I want to calculate computing time, and I have a problem.
My experience result is as following.
Before executing kernel function, I execute some cudaMalloc() functions.
When I execute cutStartTimer( timer) before the first cudaMalloc(), I find the operation time is so extremely long (120 ms).
So I move cutStartTimer( timer) after the first cudaMalloc(), I find the time is so short (1.33ms).
I don’t know why the first cudaMalloc() wastes so long time (120 - 1.33) ?
Thanks for any info :blink:
Dynamic memory allocation is very expensive
Is cudaMalloc() the first cuda* call in your program? The first such call also initializes the driver runtime and the GPU to prepare them for CUDA calculations. That also takes a significant amount of time.
So, is there any solution to displace the Dynamic memory allocation efficiently ?

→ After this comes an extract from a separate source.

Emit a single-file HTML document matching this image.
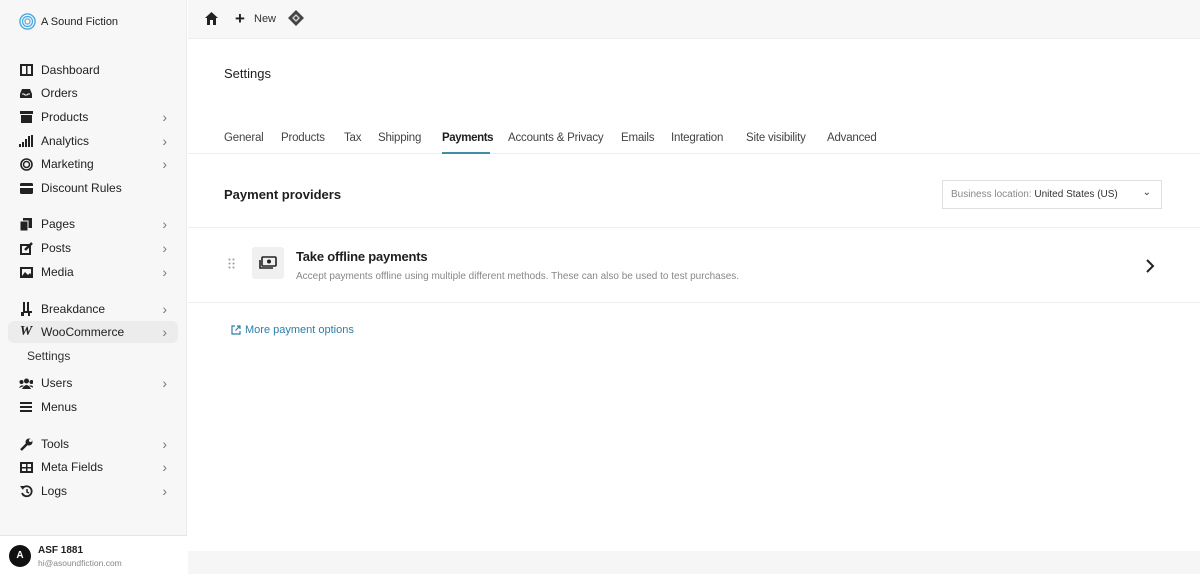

Thanks for reply :rolleyes:
Dynamic memory allocation is very expensive
Is cudaMalloc() the first cuda* call in your program? The first such call also initializes the driver runtime and the GPU to prepare them for CUDA calculations. That also takes a significant amount of time.
Are there Static memory allocation methods ?
Thank you for reply.
Only allocate once at the beginning of the progam.
Of course. Just declare a device array. You will need to use cudaMemcpToSymbol to copy to it.
Sure. Here’s one:
float myStaticMemory[1000];
Extend it to CUDA as per what MrAnderson said.
There’s also dynamic allocation that is light. Eg you can make your own stack.
float* stackmemory = malloc(1000000);
int stackpointer = 0;
float* myMalloc(int size) {
float* pointer = &stackmemory[stackpointer];
stackpointer+=size;
return pointer;
}
void myFree(int size) {
stackpointer-=size;
}
// EXAMPLE USE
for(int i= 0; i< 100; i+= 1){
a = myMalloc(i);
b = myMalloc(10*i);
// use a and b
myFree(10*i + i);
}
The above code will be much faster than calling malloc() multiple times. Extend the concept to cudaMalloc() as well.